_What to work on:_ Extract the lines that hold the string "with".

Start of Entries

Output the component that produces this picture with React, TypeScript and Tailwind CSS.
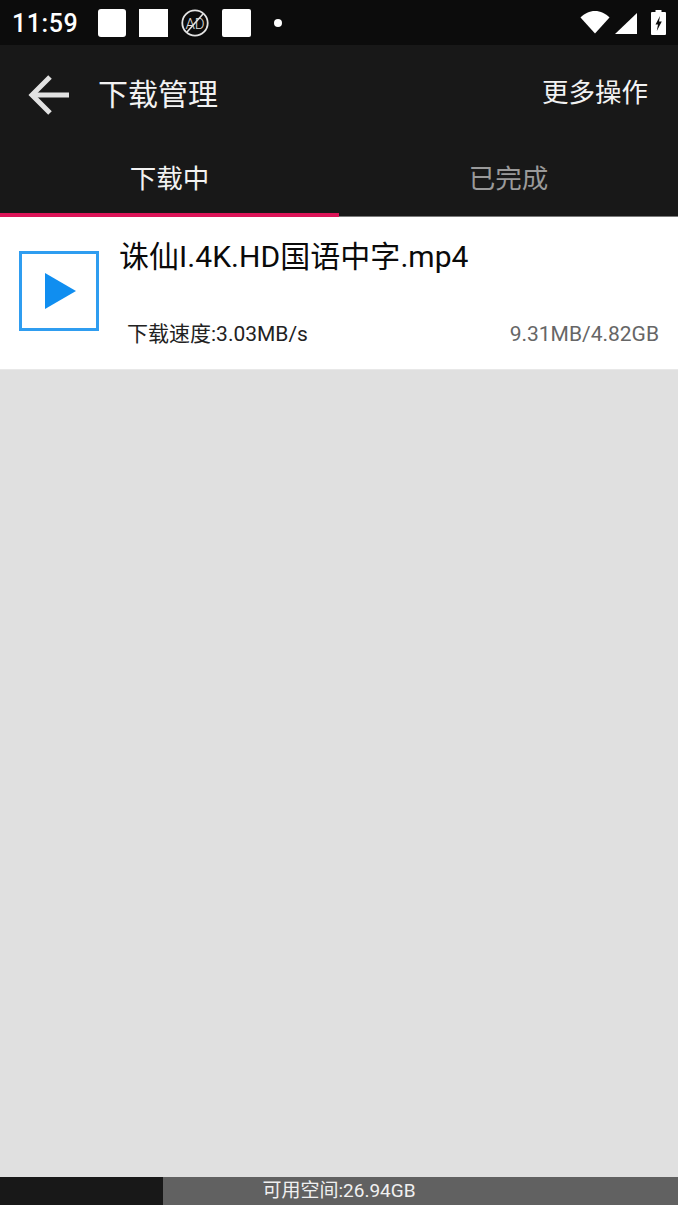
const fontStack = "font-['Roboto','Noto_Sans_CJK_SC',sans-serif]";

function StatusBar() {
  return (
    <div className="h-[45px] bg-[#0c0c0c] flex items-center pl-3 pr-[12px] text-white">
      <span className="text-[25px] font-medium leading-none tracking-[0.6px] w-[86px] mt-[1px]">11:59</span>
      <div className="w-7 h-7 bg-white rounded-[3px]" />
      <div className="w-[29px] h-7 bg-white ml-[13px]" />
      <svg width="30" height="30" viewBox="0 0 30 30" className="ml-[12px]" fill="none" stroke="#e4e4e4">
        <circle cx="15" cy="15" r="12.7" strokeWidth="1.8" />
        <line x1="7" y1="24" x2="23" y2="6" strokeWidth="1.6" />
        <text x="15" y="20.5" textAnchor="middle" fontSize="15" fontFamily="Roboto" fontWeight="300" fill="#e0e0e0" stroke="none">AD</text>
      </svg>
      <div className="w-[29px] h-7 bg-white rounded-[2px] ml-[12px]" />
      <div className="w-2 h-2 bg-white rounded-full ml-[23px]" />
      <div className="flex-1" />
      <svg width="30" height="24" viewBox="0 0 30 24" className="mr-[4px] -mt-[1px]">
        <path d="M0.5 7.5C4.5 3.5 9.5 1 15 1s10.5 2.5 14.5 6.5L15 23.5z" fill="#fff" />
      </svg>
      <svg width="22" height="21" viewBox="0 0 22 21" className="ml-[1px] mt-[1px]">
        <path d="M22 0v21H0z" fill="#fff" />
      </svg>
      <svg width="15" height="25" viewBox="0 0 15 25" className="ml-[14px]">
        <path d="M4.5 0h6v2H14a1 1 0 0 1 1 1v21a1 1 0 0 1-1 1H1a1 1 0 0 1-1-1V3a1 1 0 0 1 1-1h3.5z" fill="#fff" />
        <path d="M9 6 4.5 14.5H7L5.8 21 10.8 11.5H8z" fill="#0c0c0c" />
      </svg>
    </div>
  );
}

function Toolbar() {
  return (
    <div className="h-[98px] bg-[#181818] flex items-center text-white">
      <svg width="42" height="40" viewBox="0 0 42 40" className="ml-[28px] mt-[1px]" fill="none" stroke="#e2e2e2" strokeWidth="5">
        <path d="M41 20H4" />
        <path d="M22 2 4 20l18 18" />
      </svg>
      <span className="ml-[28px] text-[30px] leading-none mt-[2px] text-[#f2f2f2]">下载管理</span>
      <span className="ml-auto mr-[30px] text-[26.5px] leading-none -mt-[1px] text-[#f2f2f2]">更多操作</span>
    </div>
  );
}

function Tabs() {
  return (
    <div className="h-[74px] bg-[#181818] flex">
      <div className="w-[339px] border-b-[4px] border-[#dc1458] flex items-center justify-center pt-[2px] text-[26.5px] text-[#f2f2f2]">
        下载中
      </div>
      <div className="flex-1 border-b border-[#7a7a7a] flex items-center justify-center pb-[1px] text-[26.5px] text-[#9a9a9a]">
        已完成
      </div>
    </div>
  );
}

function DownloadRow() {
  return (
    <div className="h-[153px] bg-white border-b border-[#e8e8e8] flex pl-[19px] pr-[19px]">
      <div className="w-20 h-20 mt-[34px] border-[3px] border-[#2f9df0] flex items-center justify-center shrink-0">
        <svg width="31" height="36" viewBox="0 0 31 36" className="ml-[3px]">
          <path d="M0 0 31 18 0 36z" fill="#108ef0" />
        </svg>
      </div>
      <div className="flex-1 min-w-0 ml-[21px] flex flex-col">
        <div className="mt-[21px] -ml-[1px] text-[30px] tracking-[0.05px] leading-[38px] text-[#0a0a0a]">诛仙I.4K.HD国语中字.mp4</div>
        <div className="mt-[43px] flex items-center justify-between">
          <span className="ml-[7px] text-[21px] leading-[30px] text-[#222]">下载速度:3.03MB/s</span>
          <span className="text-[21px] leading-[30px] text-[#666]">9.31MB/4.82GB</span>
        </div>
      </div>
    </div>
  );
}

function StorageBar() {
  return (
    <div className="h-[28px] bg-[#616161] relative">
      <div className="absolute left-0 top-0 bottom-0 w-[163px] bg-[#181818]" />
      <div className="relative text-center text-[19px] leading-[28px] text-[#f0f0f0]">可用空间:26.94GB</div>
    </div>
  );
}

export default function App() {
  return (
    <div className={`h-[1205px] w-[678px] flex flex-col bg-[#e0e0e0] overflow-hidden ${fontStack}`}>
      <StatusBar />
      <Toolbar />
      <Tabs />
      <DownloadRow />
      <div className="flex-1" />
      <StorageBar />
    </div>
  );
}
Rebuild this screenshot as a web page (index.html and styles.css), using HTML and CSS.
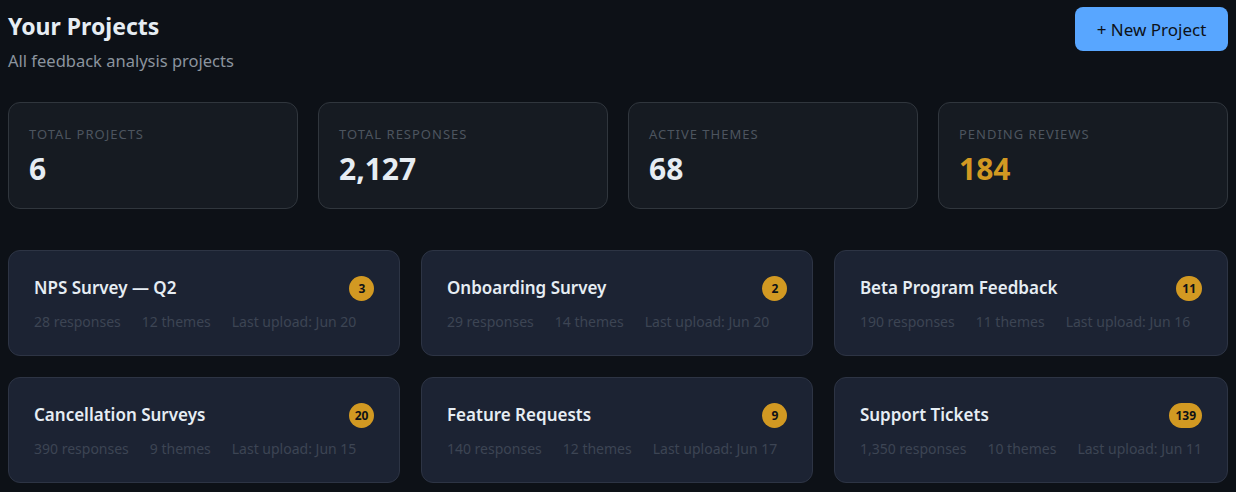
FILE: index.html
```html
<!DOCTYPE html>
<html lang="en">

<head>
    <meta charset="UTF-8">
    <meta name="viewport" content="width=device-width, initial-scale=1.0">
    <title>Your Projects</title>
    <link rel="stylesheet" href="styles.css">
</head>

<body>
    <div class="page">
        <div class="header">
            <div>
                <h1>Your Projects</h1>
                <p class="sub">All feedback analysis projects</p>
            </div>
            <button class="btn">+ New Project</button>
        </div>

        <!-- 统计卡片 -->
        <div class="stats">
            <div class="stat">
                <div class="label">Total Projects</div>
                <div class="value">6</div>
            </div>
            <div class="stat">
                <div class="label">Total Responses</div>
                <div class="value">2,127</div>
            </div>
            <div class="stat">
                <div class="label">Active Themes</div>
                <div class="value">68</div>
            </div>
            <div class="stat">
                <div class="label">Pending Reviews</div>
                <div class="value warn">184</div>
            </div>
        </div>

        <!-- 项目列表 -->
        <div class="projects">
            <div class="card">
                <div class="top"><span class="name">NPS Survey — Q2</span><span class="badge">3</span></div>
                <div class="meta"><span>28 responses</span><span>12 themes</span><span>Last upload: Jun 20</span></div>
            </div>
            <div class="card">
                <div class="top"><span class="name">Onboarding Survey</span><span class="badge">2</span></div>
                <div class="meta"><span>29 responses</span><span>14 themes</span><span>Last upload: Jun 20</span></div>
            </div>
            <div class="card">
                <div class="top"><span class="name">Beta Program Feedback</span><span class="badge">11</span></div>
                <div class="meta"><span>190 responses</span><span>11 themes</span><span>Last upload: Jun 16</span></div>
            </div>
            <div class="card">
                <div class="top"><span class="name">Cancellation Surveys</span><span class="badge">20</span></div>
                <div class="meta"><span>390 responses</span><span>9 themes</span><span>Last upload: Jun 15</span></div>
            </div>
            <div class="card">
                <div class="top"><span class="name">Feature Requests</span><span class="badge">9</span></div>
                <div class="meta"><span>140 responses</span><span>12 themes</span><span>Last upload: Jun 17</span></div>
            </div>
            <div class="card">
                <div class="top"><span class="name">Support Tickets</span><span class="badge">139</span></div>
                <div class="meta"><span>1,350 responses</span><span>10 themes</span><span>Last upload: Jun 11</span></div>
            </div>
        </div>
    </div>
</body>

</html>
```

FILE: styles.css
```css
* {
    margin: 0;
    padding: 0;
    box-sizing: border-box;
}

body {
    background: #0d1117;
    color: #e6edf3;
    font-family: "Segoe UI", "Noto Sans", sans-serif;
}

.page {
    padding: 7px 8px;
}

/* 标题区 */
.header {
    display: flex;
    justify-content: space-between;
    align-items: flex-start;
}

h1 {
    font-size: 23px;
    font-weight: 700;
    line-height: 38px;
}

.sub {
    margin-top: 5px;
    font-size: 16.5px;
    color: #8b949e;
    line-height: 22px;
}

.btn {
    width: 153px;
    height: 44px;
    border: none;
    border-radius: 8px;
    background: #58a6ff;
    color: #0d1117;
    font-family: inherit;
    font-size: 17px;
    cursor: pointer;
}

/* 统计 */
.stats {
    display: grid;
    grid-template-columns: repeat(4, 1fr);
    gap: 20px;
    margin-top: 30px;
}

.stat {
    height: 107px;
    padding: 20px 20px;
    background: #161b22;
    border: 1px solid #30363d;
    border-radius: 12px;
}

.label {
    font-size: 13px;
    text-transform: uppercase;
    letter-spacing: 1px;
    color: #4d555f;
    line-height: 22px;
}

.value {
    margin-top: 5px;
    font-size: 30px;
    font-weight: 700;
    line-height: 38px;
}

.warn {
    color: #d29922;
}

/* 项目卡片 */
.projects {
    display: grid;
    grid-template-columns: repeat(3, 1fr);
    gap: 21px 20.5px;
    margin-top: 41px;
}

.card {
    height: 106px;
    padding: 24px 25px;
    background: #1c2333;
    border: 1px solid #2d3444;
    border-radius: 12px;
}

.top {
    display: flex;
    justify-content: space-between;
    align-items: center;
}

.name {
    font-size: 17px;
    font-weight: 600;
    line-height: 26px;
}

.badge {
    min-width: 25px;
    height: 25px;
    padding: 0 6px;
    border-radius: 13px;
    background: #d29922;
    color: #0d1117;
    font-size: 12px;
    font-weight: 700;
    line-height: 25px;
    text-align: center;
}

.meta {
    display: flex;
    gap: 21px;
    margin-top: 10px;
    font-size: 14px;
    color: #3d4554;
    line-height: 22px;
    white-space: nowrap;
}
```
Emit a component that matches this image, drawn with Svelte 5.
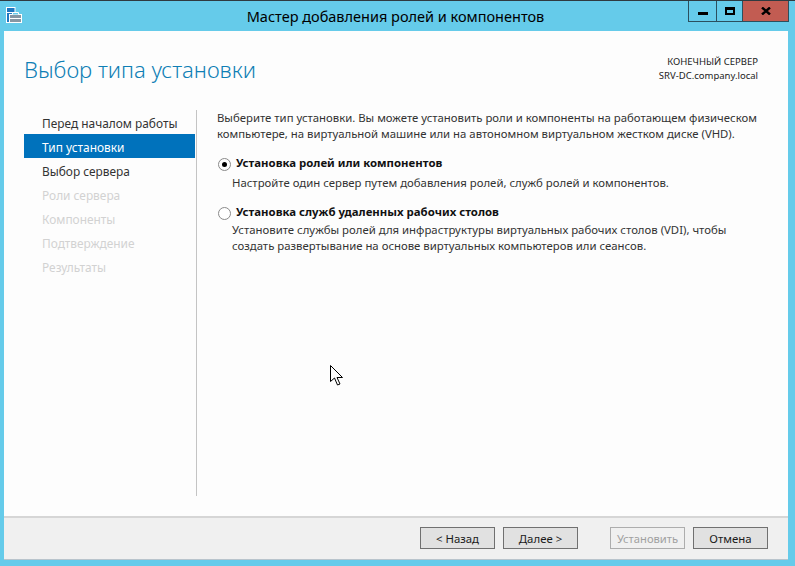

End of Entries

_Task answer:_
Output the component that produces this picture with React, TypeScript and Tailwind CSS.
Emit a component that matches this image, drawn with Svelte 5.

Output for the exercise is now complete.